# no cry way for slicing onions



## surfmom (Nov 3, 2012)

since im stuck inside with this ice decided to try a Indian curry base. One reason I dont make Indian food a lot is because its a big PIA! So ran across a curry base that can be used for future use.
I had to slice up 3 pretty good size onions. I came across a post that suggests putting cutting board on front burner. Turn on back burner with a small pan(doesnt say to have anything in it but I had residual ghee in ) on low. I guess the heat from the back pulls the onion vapors away. Well it worked! not a single tear


----------



## tomsurles (Jan 16, 2012)

I'm in culinary school and we cut up lots of onions. The tip the chefs gave us is to make sure your knife is sharp and you're slicing the onions, not pushing your knife through it. Slicing it keeps the oils from spreading into the air as opposed to pushing the knife through it spraying the oils everywhere. Also leave the root end on.


----------



## surfmom (Nov 3, 2012)

oooooooo culinary school!! when ya coming to cook for us ?


----------



## gpwf20c (Jul 9, 2008)

tomsurles said:


> I'm in culinary school and we cut up lots of onions. The tip the chefs gave us is to make sure your knife is sharp and you're slicing the onions, not pushing your knife through it. Slicing it keeps the oils from spreading into the air as opposed to pushing the knife through it spraying the oils everywhere. Also leave the root end on.

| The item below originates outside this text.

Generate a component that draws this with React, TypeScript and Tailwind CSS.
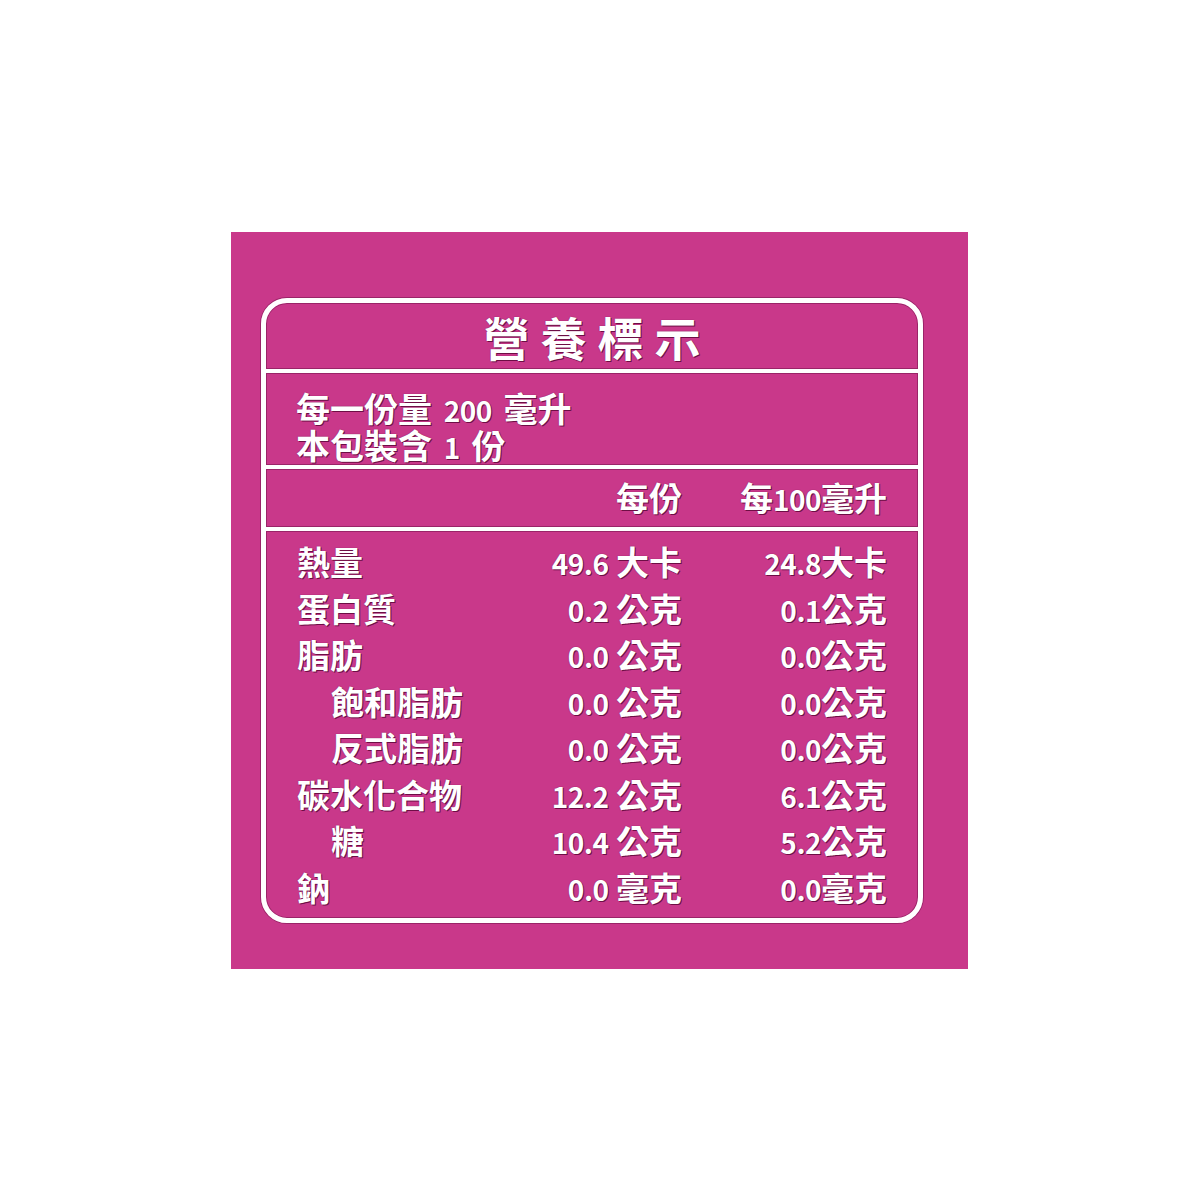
import React from 'react';

type Row = {
  label: string;
  indent?: boolean;
  serving: [string, string];
  per100: [string, string];
};

const rows: Row[] = [
  { label: '熱量', serving: ['49.6', '大卡'], per100: ['24.8', '大卡'] },
  { label: '蛋白質', serving: ['0.2', '公克'], per100: ['0.1', '公克'] },
  { label: '脂肪', serving: ['0.0', '公克'], per100: ['0.0', '公克'] },
  { label: '飽和脂肪', indent: true, serving: ['0.0', '公克'], per100: ['0.0', '公克'] },
  { label: '反式脂肪', indent: true, serving: ['0.0', '公克'], per100: ['0.0', '公克'] },
  { label: '碳水化合物', serving: ['12.2', '公克'], per100: ['6.1', '公克'] },
  { label: '糖', indent: true, serving: ['10.4', '公克'], per100: ['5.2', '公克'] },
  { label: '鈉', serving: ['0.0', '毫克'], per100: ['0.0', '毫克'] },
];

const textStyle =
  'text-white font-bold [text-shadow:1px_1px_0_#6d0e45,0_0_1px_#6d0e45]';

const Num = ({ children }: { children: React.ReactNode }) => (
  <span className="text-[28px] leading-[0] tracking-[-0.5px]">{children}</span>
);

const Divider = () => (
  <div className="h-[4px] shrink-0 bg-white shadow-[0_0_0_1px_#9a2468]" />
);

const NutritionLabel: React.FC = () => {
  return (
    <div className="w-[662px] h-[625px] rounded-[26px] border-[5px] border-white shadow-[0_0_0_1px_#9a2468,inset_0_0_0_1px_#9a2468] flex flex-col overflow-hidden">
      <div className="h-[66px] shrink-0 flex items-center justify-center">
        <h1 className={`${textStyle} text-[46px] tracking-[11px] pl-[11px] leading-none`}>營養標示</h1>
      </div>
      <Divider />
      <div className={`${textStyle} h-[92px] shrink-0 pt-[16px] pl-[30px] text-[34px] leading-[37px] [word-spacing:4px]`}>
        <div>
          每一份量 <Num>200</Num> 毫升
        </div>
        <div>
          本包裝含 <Num>1</Num> 份
        </div>
      </div>
      <Divider />
      <div className={`${textStyle} h-[58px] shrink-0 flex items-center pl-[30px] pr-[31px] text-[33px]`}>
        <div className="flex-1" />
        <div className="w-[160px] text-right">每份</div>
        <div className="w-[205px] text-right">
          每<Num>100</Num>毫升
        </div>
      </div>
      <Divider />
      <div className={`${textStyle} pt-[7px] pl-[31px] pr-[31px] text-[33px] leading-[46.5px]`}>
        {rows.map((row) => (
          <div key={row.label} className="flex h-[46.5px]">
            <div className={`flex-1 ${row.indent ? 'pl-[34px]' : ''}`}>{row.label}</div>
            <div className="w-[160px] text-right">
              <Num>{row.serving[0]}</Num> {row.serving[1]}
            </div>
            <div className="w-[205px] text-right">
              <Num>{row.per100[0]}</Num>
              {row.per100[1]}
            </div>
          </div>
        ))}
      </div>
    </div>
  );
};

export default function App() {
  return (
    <div
      className="w-[1200px] h-[1200px] bg-white pt-[232px] pl-[231px]"
      style={{ fontFamily: '"Noto Sans CJK TC", "Noto Sans", sans-serif' }}
    >
      <div className="w-[737px] h-[737px] bg-[#c9388a] pt-[66px] pl-[30px]">
        <NutritionLabel />
      </div>
    </div>
  );
}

Or chew minty gum while cutting


----------



## kraus (Jun 8, 2009)

If you have an exhaust fan run it while cutting/slicing/chopping onions and you will eliminate the tears.


----------



## John Smith_inFL (Nov 22, 2009)

> *very sharp knife* = slicing the onions keeps the oils from spreading into the air as opposed to pushing the knife through it


*x2*


----------



## pods (Sep 10, 2013)

Good idea surfmom. With onions, make sure you slice them BEFORE heating, and even chill them for a couple minutes in the freezer before slicing. Cutting or slicing releases an enzyme that produces organosulfur compounds which offer cancer protective effects. Slice them and let them sit for a bit to allow these anti-cancer compounds to be formed.
http://www.drfuhrman.com/library/anti-cancer-foods-onions-garlic.aspx
http://eatandbeatcancer.wordpress.com/2013/04/20/anti-cancer-recipes-should-you-cook-onions/
Sorry, professional chemist and amateur nutritionist.


----------